The nail in the coffin came in 1800 when Italian Alessandro Volta invented the voltaic pile, providing the first source of electric current. Within weeks, Englishmen William Nicholson and Anthony Carlisle used a voltaic pile to pass a current through water, separating it into the gases discovered by Cavendish and Priestley. Water was also not an element! And it was looking very much like hydrogen, oxygen, and nitrogen were elements, joining the list of metals and other substances.

Now the discoveries and breakthroughs came thick and fast. Performing careful experiments, Frenchman Joseph Proust discovered that reactions between particular materials always consumed the raw materials and produced the products in very specific and repeatable ratios. For example: water always broke up into 8 parts oxygen by mass and 1 part hydrogen. Any water. And if you mixed oxygen and hydrogen and combusted them, you could produce water - and it was always the case that 8 times as much oxygen was consumed as hydrogen, leaving any extra behind. Proust found similar results with copper carbonate (made from copper, carbon, and oxygen), iron oxide, and iron sulphide. He formalised this finding in the law of definite proportions.

What does this mean? Well, if matter is infinitely divisible, you might reasonably expect that materials could combine to form new materials in virtually any proportions you like. That they don't and that the ratios are fixed hints that perhaps what is happening is that a specific number of tiny particles of one substance join with a specific number of particles of the second substance to form particles of the product. This is not comprehensive proof but it is evidence that tips the balance towards considering that the Ancient Greek idea of atoms may be true (even if their elements were casualties left by the wayside).

John Dalton
John Dalton. (Public domain image from Wikimedia Commons.)
And so we come to Englishman John Dalton. Dalton began his chemical work with gases, examining how they behave under different pressures and how their volumes change when they undergo chemical reactions. He tried to figure out why Proust's law of definite proportions was true, and experimented with materials that combined in different ways, such as carbon and oxygen, which could produce carbon monoxide, or carbon dioxide (gases known by other names at the time); and nitrogen and oxygen, which produce nitrous oxide or nitrogen dioxide[3]. His experiments showed that compounds formed from the same two elements always formed such that the ratio of masses of one element that combined with the same amount of the other element were fixed ratios of small numbers. For example, carbon dioxide was always made up of exactly twice as much oxygen as carbon monoxide, for the same amount of carbon (a fact that may seem obvious to us with the modern names for these gases, but a new discovery at the time). Dalton elucidated this discovery as the law of multiple proportions, also sometimes known as Dalton's Law.

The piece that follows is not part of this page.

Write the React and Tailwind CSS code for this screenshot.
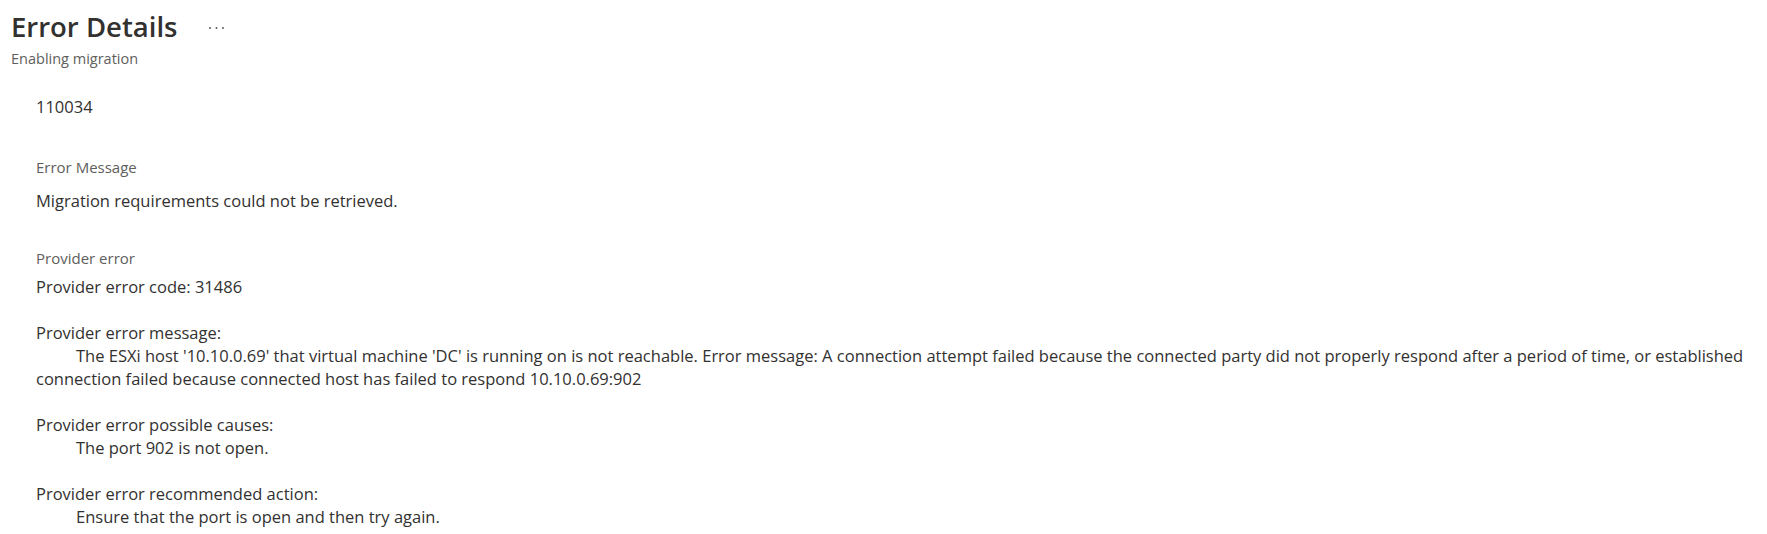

The next step was to propose a theory to explain these observations. Dalton realised that if the elements are made up of small indivisible particles—atoms, in other words—and that if they reacted such that a fixed number of atoms of one element combined with a fixed number of atoms of another element to form a particular compound, then the observations would fall out naturally. What's more, by looking at the relative masses of the reactants and products of various reactions, Dalton could deduce the relative masses of the atoms of each element. And when he did this, he discovered that the atomic masses of the elements he studied were neatly arranged such that they all seemed to be an exact multiple of the atomic mass of hydrogen. This pattern was enough for Dalton to formulate the first scientifically based atomic theory.

The essence of Dalton's theory is as follows:

Dalton's model was not perfect, and he held on to some flawed ideas about ratios caused by the fact that oxygen (and other gases) typically exist as a compound of two atoms of the same element, not as lone atoms. These errors would soon be corrected by the Italian chemist Amadeo Avogadro, and from there atomic theory would never look back again. It was nearly a century later before further discoveries would open up whole new realms of wonder concerning the atom... but that is a story for another day.

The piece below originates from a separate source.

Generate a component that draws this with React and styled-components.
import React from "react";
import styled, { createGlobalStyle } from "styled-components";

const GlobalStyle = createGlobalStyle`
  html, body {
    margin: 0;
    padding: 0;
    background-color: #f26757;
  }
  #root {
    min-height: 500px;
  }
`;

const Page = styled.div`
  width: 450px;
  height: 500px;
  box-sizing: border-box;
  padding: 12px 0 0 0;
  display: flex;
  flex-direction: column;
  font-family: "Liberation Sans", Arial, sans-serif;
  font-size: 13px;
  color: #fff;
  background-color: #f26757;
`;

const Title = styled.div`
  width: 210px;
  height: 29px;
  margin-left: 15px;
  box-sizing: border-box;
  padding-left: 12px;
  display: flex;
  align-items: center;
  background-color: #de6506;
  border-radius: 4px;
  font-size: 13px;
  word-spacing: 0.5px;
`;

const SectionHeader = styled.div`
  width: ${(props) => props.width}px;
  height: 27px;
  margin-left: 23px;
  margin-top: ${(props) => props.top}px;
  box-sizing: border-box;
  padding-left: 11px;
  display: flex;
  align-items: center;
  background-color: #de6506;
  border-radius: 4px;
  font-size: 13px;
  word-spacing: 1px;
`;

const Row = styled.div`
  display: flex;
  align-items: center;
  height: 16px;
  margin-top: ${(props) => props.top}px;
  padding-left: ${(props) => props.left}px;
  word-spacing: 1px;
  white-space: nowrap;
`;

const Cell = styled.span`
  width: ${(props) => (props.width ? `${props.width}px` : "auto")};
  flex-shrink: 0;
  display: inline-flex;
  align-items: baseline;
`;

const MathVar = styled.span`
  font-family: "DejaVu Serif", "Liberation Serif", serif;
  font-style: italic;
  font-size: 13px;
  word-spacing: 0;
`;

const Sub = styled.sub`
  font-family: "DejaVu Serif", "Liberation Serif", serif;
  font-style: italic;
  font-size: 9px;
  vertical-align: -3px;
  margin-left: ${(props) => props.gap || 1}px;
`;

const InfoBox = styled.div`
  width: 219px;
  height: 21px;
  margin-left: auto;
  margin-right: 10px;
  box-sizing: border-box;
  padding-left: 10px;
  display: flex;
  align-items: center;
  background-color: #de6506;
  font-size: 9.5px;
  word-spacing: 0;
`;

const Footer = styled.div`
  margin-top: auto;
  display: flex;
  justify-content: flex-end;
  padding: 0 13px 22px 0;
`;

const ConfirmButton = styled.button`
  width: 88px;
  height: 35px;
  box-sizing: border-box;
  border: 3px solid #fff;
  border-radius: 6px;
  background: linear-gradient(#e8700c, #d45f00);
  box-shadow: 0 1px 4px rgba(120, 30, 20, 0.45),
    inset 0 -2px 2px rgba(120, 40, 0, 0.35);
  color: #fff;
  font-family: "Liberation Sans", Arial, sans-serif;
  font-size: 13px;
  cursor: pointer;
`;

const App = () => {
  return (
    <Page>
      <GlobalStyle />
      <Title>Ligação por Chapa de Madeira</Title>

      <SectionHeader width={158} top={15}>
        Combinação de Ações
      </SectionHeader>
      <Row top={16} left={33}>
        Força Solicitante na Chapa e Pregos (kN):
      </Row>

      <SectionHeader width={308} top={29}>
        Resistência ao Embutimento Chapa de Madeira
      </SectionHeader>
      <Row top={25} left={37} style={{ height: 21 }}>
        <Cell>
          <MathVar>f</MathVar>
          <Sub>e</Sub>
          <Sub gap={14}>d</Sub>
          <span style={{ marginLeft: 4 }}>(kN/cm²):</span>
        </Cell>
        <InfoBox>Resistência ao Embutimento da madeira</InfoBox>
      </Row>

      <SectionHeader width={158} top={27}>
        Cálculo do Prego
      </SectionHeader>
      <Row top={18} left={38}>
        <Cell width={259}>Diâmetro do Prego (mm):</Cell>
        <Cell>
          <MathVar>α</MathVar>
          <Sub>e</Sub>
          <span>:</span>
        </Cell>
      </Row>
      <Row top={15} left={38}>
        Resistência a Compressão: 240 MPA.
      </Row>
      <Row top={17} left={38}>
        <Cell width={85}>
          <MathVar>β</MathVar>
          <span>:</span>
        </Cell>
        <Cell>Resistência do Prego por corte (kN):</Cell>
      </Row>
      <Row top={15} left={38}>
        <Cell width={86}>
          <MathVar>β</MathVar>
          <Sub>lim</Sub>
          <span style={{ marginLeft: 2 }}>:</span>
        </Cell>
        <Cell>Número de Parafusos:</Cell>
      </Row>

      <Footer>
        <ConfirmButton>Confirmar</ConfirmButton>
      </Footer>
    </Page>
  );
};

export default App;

So, returning to our original big question: What is matter made of?

It is made of atoms; tiny particles of stuff that are so small that we can't see them, feel them, or notice them in our everyday lives. But their existence can be deduced by experiment and careful observation, using nothing more than 18th century technology[4]. Nowadays we have much more sophisticated ways of probing atoms and confirming their existence, but the groundwork was laid over 200 years ago. We've now found that there are over 100 different elements, and they combine in a multitude of ways to form everything that we see around us. Silicon is made of silicon atoms - each one a tiny piece of silicon, the smallest possible piece of silicon that can exist.

And the thing about atoms is that once you know about them and their properties, you can explain and understand a lot of how matter works. Which is much of what makes everything.

In my opinion, atoms are one of the most fundamental things that you need to know about if you want to have a deep understanding of how the world and the universe work - an understanding of everything. It's the very beginning. Which is why it's a very good place to start.


[1] The idea that "nature abhors a vacuum" is also known by the Latin phrase "horror vacui". Interestingly, this term is also used in art to describe works which have no empty spaces, every part of the work being filled with detail.

[2] After his favoured phlogiston theory of combustion, which is a story for another day.

[3] Or nitric oxide. Nitrogen and oxygen in fact can produce a vast number of different compounds with varying proportions of nitrogen and oxygen.

[4] Volta's pile, invented in 1800, counts because (in the years before 2000 confused everybody for some reason) 1800 was the last year of the 18th century. And Dalton's experiments in the next few years could have been done with no more than that plus equipment that existed earlier.